Let $B$ be an integral domain over a field $k$ of characteristic zero, $a \in B-k$. Assume that the invertible elements of $B$, $B^*$, are $k^*$. Let $\hat{B}:=B[a^{-1}] \subseteq Q(B)$, where $Q(B)$ denotes the field of fractions of $B$.
(1) What is $\hat{B}^*$, the invertible elements of $\hat{B}$? Obviously, $\hat{B}^* \subseteq Q(B)$.
For example: $B=k[x_1,\ldots,x_n]$, $a=x_1$, $\hat{B}=k[x_1,\ldots,x_n,x_1^{-1}]$. Then, if I am not wrong, $\hat{B}^*=\{\lambda x_1^j$ | $\lambda \in k^*$, $j \in \mathbb{Z}\}$. In this case, $\hat{B}^* \subseteq k(x_1)$ (actually, $\hat{B}^* \subsetneq k(x_1)$, but this is not important to me).
Since $(1)$ may be too general, I change my question to the following:
(2) For which $a$'s we have $\hat{B}^* \subseteq k(a)$? If $(2)$ is still too general, then I do not mind to consider the special case $B=\mathbb{C}[x,y]$.
Is it true that in this special case, if $a$ is part of an automorphic pair, for example, $a=x+y^8+y^3$, then necessarily $\hat{B}^* \subseteq k(a)$?, where an automorphic pair $(a_1,a_2)$, $a_i \in \mathbb{C}[x,y]$, is such that $\mathbb{C}[x,y]=\mathbb{C}[a_1,a_2]$.
The connection to minimal polynomials is brought in this question.
This is a relevant question.
Thank you very much for any help!
The units in question form a subgroup of the multiplicative group $Q(B)^*$.
So, let us start with 1).

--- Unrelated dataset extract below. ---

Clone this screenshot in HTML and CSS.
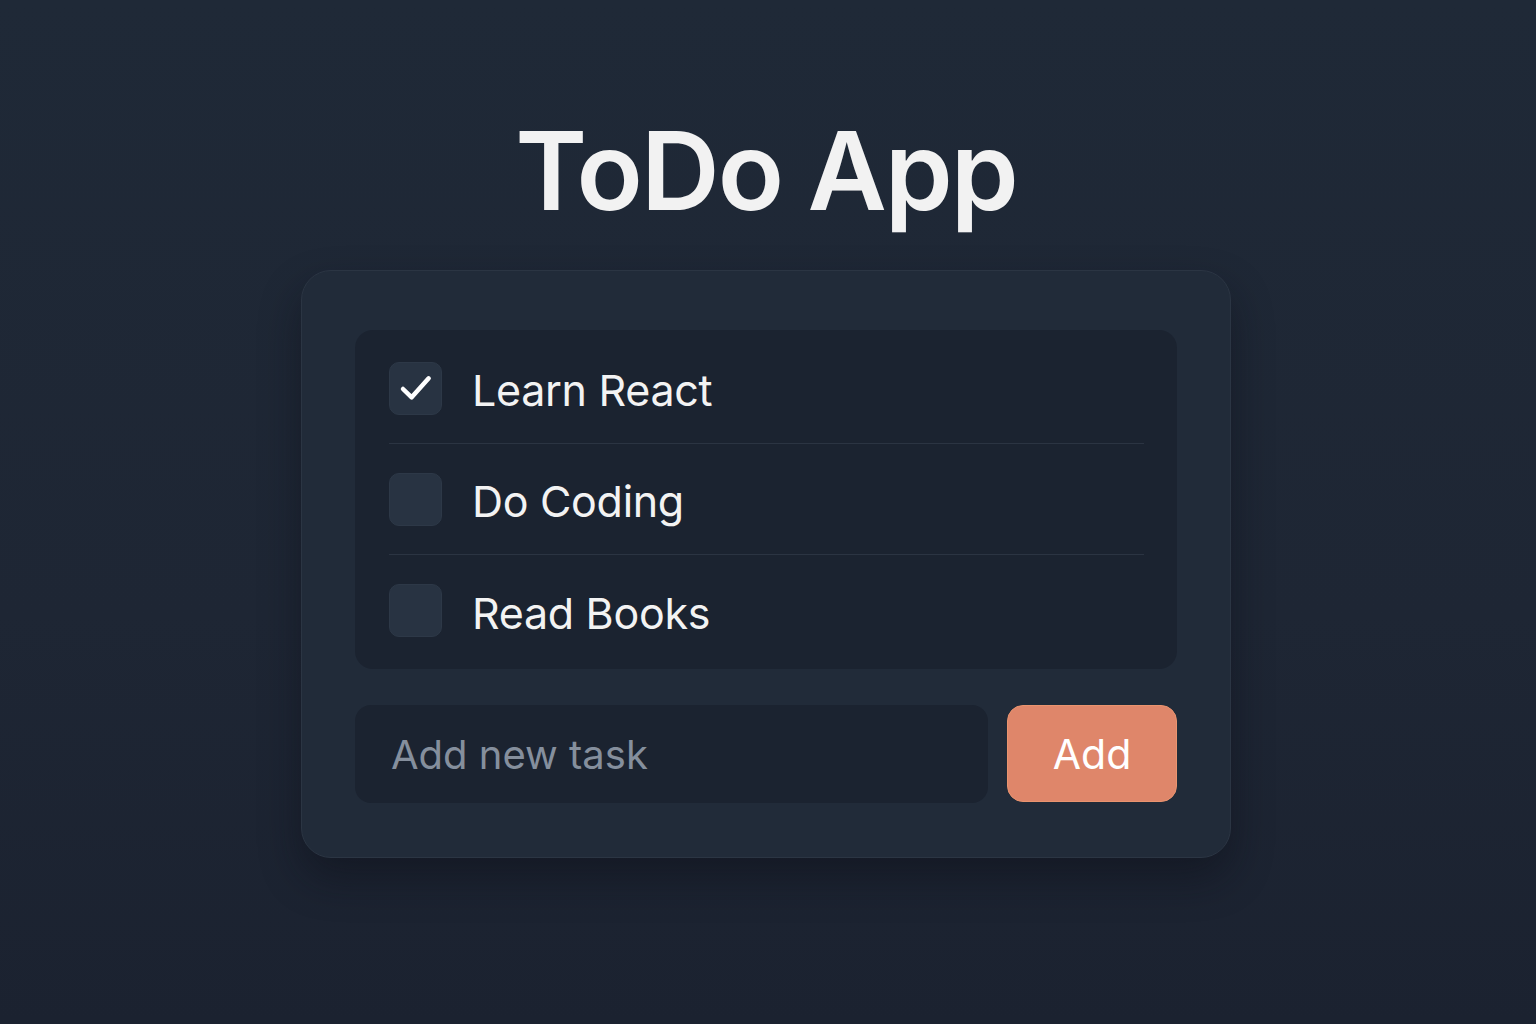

Here, the group of units of $B[a^{-1}]$ (standard notation is $B_a$) is generated by elements of the form $p\in B$ such that there exists $q\in B$ with $pq=a^n$ for some $n$.
So, this says easily, in general for 2) the units may not be in $k(a)$. One case where it is is if $a\in B$ is a prime element. Then, from the previous paragraph, we see immediately that a unit is of the form $\lambda a^n$, where $0\neq \lambda\in k$ and $n$ an integer. I hope the case of your special case when $B=\mathbb{C}[x,y]$ is clear.